Joahim von Ribbentrop tried on March 28, 1941, in Berlin to convince count Oshima, the Ambasador of Japan, to deliver a "crushing blow" against the USSR together with Germany. The Germans wanted the Jpanese to cut the trans-Siberian railway in central Asia and to attack Vladivostok. When the Germans were advancing deep into Russia, Richard Sorge, the Soviet spy in Tokyo, had on November 1, 1941, informed Stalin that Japan will not resume attacks against USSR in Asia. However, the Japanese sunk several Soviet ships and increased their forces in Korea an Manchuria as if they were planning to attack the Soviets. Next month, Hitler declared war on the United States four days after the Japanese attacked Pearl Harbor on December 7, 1941. Apparently Hitler made his decision hopping in vain for a Japanese attacks on the USSR while he was getting reports about American Navy's armed intervention against German submarines in the Atlantic. After the naval battle on Sept 4, 1941 between the USS Grear and a German submarine, President Roosevelt publicly ordered US Navy to shoot on sight any German submarine. ("Oxford History of the American People", Oxford University Press, 1965)
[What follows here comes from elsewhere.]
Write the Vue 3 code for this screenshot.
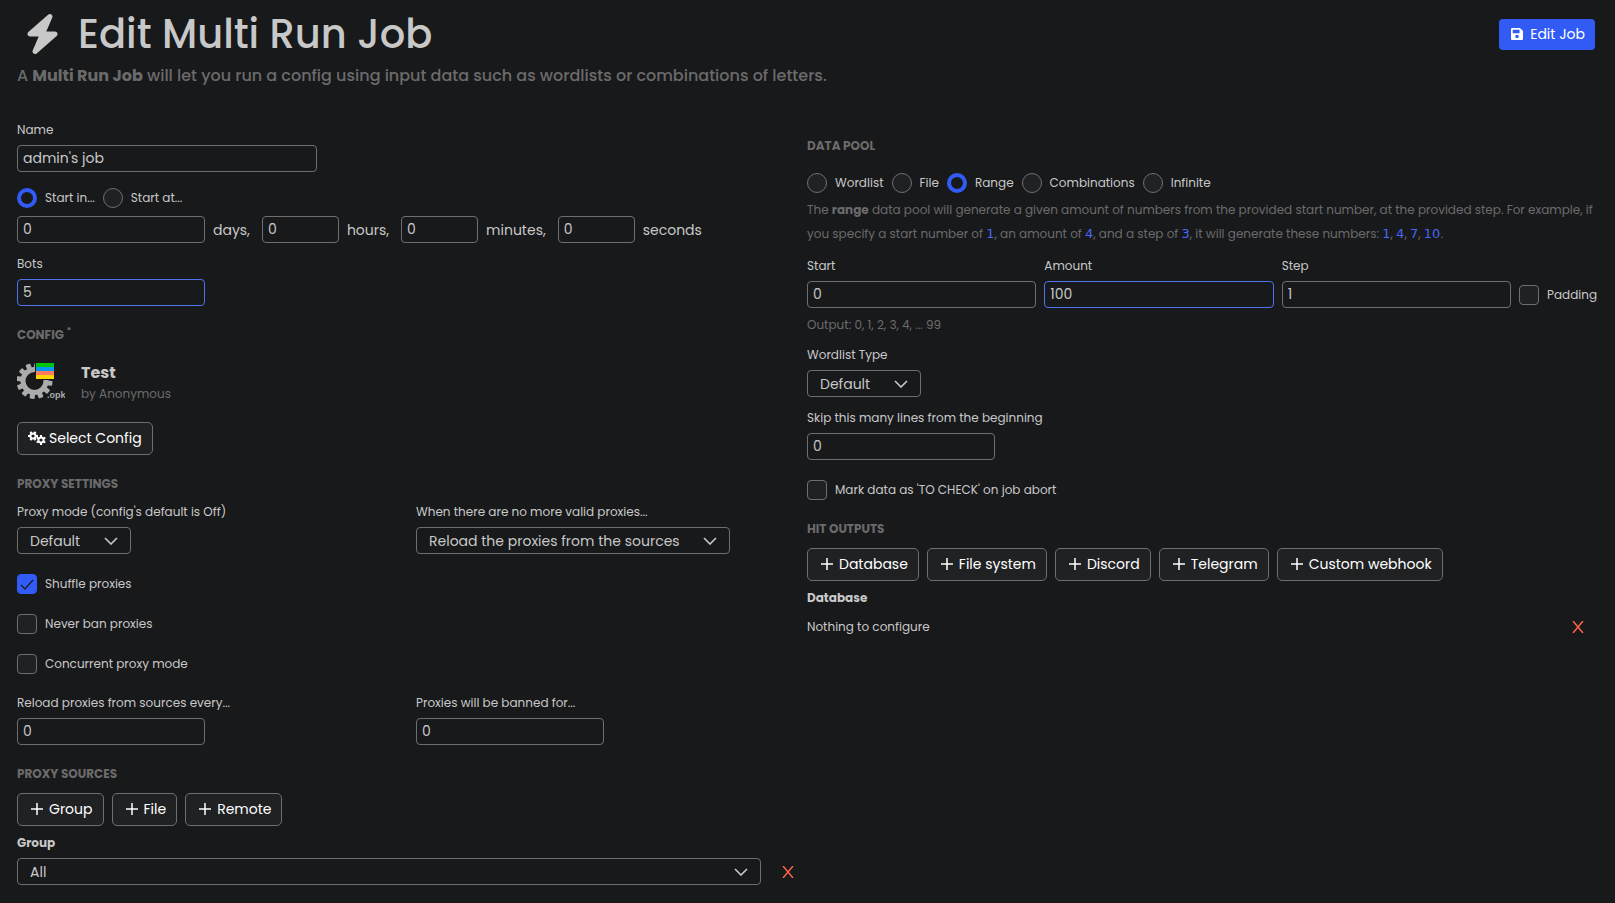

The situation of the German Army on the eastern front suddenly worsened. "On 1 December, [1941] Army Group Centre made a last all-out attack to take Moscow, but the balance of forces favoured the defender. ... At down of 3 December, Zhukov's Siberian divisions [100,000 men with 300 tanks and 2000 artillery pieces] crushed through the extended flanks of the [German] Army Group Centre." (Stephen Badsey, "World War II Battle Plans" 2000, p. 98).

Had Poland been pragmatic rather than principled and made possible for Hitler to have the 600 divisions to defeat the USSR and take the oil fields of the Middle East, world history would have been different. Nazi Germany rather than the Soviet Union would have been the counterbalance to US power in the world after the WWII during most of the second half of the twentieth century.